The detrimental environmental effects of fast fashion are well documented, but now MPs are claiming that the nation’s penchant for cheap, trend-driven clothing is taking a toll on charity shops, which are being inundated with low-quality items to the extent that they are turning down donations.
Shoppers are buying clothes for very low prices and looking to dispose of them after just a couple of wears so they can make room for new items, claims Labour MP Mary Creagh, chairwoman of the environmental audit committee.
This results in more clothes being sent to landfill sites, with 235 million garments going to waste in 2017 alone, evidence submitted to the committee reveals.
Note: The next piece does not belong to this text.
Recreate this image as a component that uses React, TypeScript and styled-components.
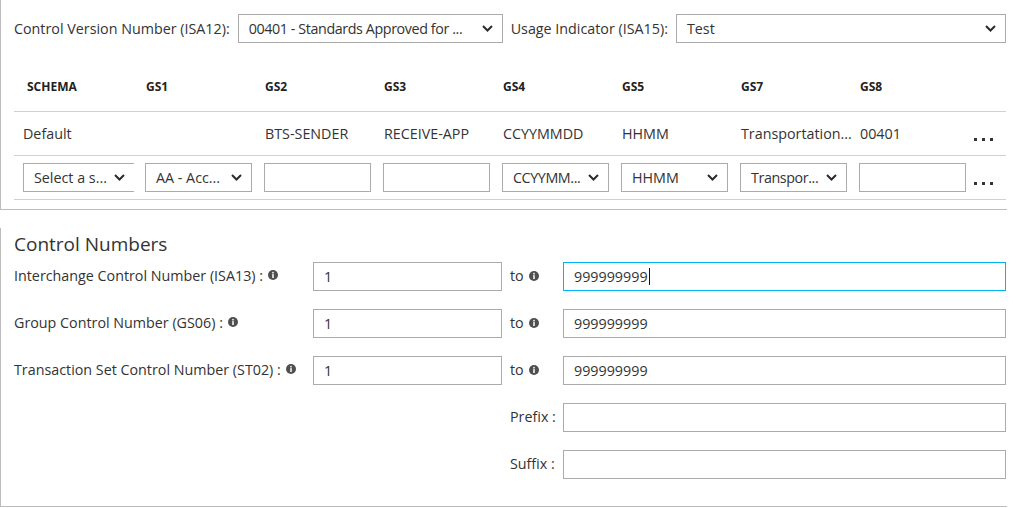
import React from "react";
import styled, { createGlobalStyle } from "styled-components";

const GlobalStyle = createGlobalStyle`
  html, body {
    margin: 0;
    padding: 0;
    background: #ffffff;
  }
  body {
    font-family: "Segoe UI", "Open Sans", sans-serif;
    font-size: 14.3px;
    color: #333333;
  }
  * { box-sizing: border-box; }
`;

const Page = styled.div`
  display: flex;
  flex-direction: column;
  gap: 18px;
`;

const Panel = styled.section<{ $pad: string }>`
  width: 1007px;
  border-left: 1px solid #bcbcbc;
  border-bottom: 1px solid #bcbcbc;
  padding: ${(p) => p.$pad};
`;

const TopRow = styled.div`
  display: flex;
  align-items: center;
  gap: 8px;
  height: 29px;
`;

const Label = styled.span`
  white-space: nowrap;
  color: #333333;
`;

const SelectBox = styled.div<{ $width?: number; $noRight?: boolean; $grow?: boolean }>`
  display: flex;
  align-items: center;
  justify-content: space-between;
  gap: 2px;
  height: 29px;
  width: ${(p) => (p.$width ? `${p.$width}px` : "auto")};
  flex: ${(p) => (p.$grow ? "1" : "none")};
  border: 1px solid #ababab;
  border-right: ${(p) => (p.$noRight ? "none" : "1px solid #ababab")};
  padding: 0 9px 0 10px;
  background: #fff;
  white-space: nowrap;
  overflow: hidden;
  color: #333;
`;

const SelectText = styled.span<{ $tight?: boolean }>`
  white-space: nowrap;
  letter-spacing: ${(p) => (p.$tight ? "-0.4px" : "normal")};
`;

const Table = styled.div`
  margin-top: 18px;
  display: flex;
  flex-direction: column;
`;

const TRow = styled.div<{ $h: number }>`
  display: grid;
  grid-template-columns: 122px repeat(6, 119px) 114px 1fr;
  align-items: center;
  height: ${(p) => p.$h}px;
  padding-left: 9px;
  border-bottom: 1px solid #d0d0d0;
`;

const HeadCell = styled.div<{ $first?: boolean }>`
  font-size: 12px;
  font-weight: 700;
  color: #222;
  padding-left: ${(p) => (p.$first ? 4 : 1)}px;
`;

const Cell = styled.div<{ $first?: boolean; $flush?: boolean }>`
  padding-left: ${(p) => (p.$first || p.$flush ? 0 : 1)}px;
  white-space: nowrap;
  overflow: hidden;
`;

const Dots = styled.div`
  display: flex;
  gap: 5px;
  margin-top: 12px;
  padding-left: 1px;
  span {
    width: 3px;
    height: 3px;
    background: #333;
  }
`;

const Field = styled.div<{ $width?: number; $focused?: boolean }>`
  display: flex;
  align-items: center;
  height: 29px;
  width: ${(p) => (p.$width ? `${p.$width}px` : "100%")};
  border: 1px solid ${(p) => (p.$focused ? "#00b4ef" : "#ababab")};
  padding: 0 10px;
  background: #fff;
  color: #333;
  white-space: nowrap;
`;

const Caret = styled.span`
  display: inline-block;
  width: 1px;
  height: 17px;
  background: #111;
  margin-left: 1px;
`;

const Heading = styled.h2`
  margin: 0;
  font-size: 19px;
  font-weight: 400;
  line-height: 24px;
  color: #333;
`;

const Grid = styled.div`
  margin-top: 6px;
  display: grid;
  grid-template-columns: 299px 189px 61px 443px;
  grid-auto-rows: 29px;
  row-gap: 18px;
  align-items: center;
`;

const RowLabel = styled.div`
  display: flex;
  align-items: center;
  gap: 5px;
  white-space: nowrap;
  padding-bottom: 3px;
`;

const ToLabel = styled.div<{ $col?: number }>`
  display: flex;
  align-items: center;
  gap: 5px;
  padding-left: 8px;
  padding-bottom: 2px;
  white-space: nowrap;
  grid-column: ${(p) => (p.$col ? p.$col : "auto")};
`;

const Chevron = () => (
  <svg width="11" height="7" viewBox="0 0 11 7" style={{ flex: "none" }}>
    <polyline points="1,1 5.5,5.5 10,1" fill="none" stroke="#2b2b2b" strokeWidth="2" />
  </svg>
);

const Info = () => (
  <svg width="10" height="10" viewBox="0 0 10 10" style={{ flex: "none" }}>
    <circle cx="5" cy="5" r="5" fill="#4f4f4f" />
    <circle cx="5" cy="2.7" r="0.85" fill="#fff" />
    <rect x="4.25" y="4.1" width="1.5" height="3.9" fill="#fff" />
  </svg>
);

const Select = ({
  text,
  width,
  noRight,
  grow,
  tight,
}: {
  text: string;
  width?: number;
  noRight?: boolean;
  grow?: boolean;
  tight?: boolean;
}) => (
  <SelectBox $width={width} $noRight={noRight} $grow={grow}>
    <SelectText $tight={tight}>{text}</SelectText>
    <Chevron />
  </SelectBox>
);

const Ellipsis = () => (
  <Dots>
    <span />
    <span />
    <span />
  </Dots>
);

const headers = ["SCHEMA", "GS1", "GS2", "GS3", "GS4", "GS5", "GS7", "GS8"];
const values = ["Default", "", "BTS-SENDER", "RECEIVE-APP", "CCYYMMDD", "HHMM", "Transportation...", "00401"];

export default function App() {
  return (
    <>
      <GlobalStyle />
      <Page>
        <Panel $pad="14px 1px 9px 13px">
          <TopRow>
            <Label>Control Version Number (ISA12):</Label>
            <Select text="00401 - Standards Approved for ..." width={265} tight />
            <Label>Usage Indicator (ISA15):</Label>
            <Select text="Test" grow />
          </TopRow>
          <Table>
            <TRow $h={51}>
              {headers.map((h, i) => (
                <HeadCell key={h} $first={i === 0}>
                  {h}
                </HeadCell>
              ))}
            </TRow>
            <TRow $h={44}>
              {values.map((v, i) => (
                <Cell key={i} $first={i === 0}>
                  {v}
                </Cell>
              ))}
              <Ellipsis />
            </TRow>
            <TRow $h={44}>
              <Cell $first>
                <Select text="Select a s..." width={111} noRight />
              </Cell>
              <Cell $flush>
                <Select text="AA - Acc..." width={107} />
              </Cell>
              <Cell $flush>
                <Field $width={107} />
              </Cell>
              <Cell $flush>
                <Field $width={107} />
              </Cell>
              <Cell $flush>
                <Select text="CCYYMM..." width={107} tight />
              </Cell>
              <Cell $flush>
                <Select text="HHMM" width={107} />
              </Cell>
              <Cell $flush>
                <Select text="Transpor..." width={107} tight />
              </Cell>
              <Cell $flush>
                <Field $width={107} />
              </Cell>
              <Ellipsis />
            </TRow>
          </Table>
        </Panel>
        <Panel $pad="4px 1px 27px 13px">
          <Heading>Control Numbers</Heading>
          <Grid>
            <RowLabel>
              Interchange Control Number (ISA13) : <Info />
            </RowLabel>
            <Field>1</Field>
            <ToLabel>
              to <Info />
            </ToLabel>
            <Field $focused>
              999999999
              <Caret />
            </Field>

            <RowLabel>
              Group Control Number (GS06) : <Info />
            </RowLabel>
            <Field>1</Field>
            <ToLabel>
              to <Info />
            </ToLabel>
            <Field>999999999</Field>

            <RowLabel>
              Transaction Set Control Number (ST02) : <Info />
            </RowLabel>
            <Field>1</Field>
            <ToLabel>
              to <Info />
            </ToLabel>
            <Field>999999999</Field>

            <ToLabel $col={3}>Prefix :</ToLabel>
            <Field />

            <ToLabel $col={3}>Suffix :</ToLabel>
            <Field />
          </Grid>
        </Panel>
      </Page>
    </>
  );
}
“Charity shops can’t be the dumping ground for the high street’s dirty little secret – much of what they take back they can’t sell because of the quality and it’s very difficult to recycle the fibres,” Creagh told The Daily Telegraph.
“They are turning it away as they can’t sell it so fabric either goes to Europe or the developing world. It’s disrupting markets in other countries.”
A spokesperson from Oxfam added that their stores have seen a surge in donations in recent years. They think this may be due to the rise of fast fashion, which sees shops selling individual items of clothing for as little as £2.
Fashion bosses from leading luxury and high street retailers were asked to explain what they were doing to promote sustainability in a hearing in the House of Commons yesterday.
Executives from Primark, Topshop, Boohoo, Asos, Burberry and Marks and Spencer gathered to address some of the most pressing concerns and, according to Creagh, they have a long way to go if the UK is ever to achieve an eco-friendly fashion industry.
“Evidence we heard today justifies our concerns that the current system allows fashion retailers to mark their own homework when it comes to workers’ rights, fair pay and sustainability,” she said in a statement.
“Marks and Spencer are supposed to be a leading light in corporate responsibility, but even they pulled out of a scheme seeking to achieve living wages for garment workers through collective bargaining.”
The MP added that the committee was particularly unimpressed that Missguided CEO Nitin Passi refused to attend Parliament in person to answer questions about his supply chain.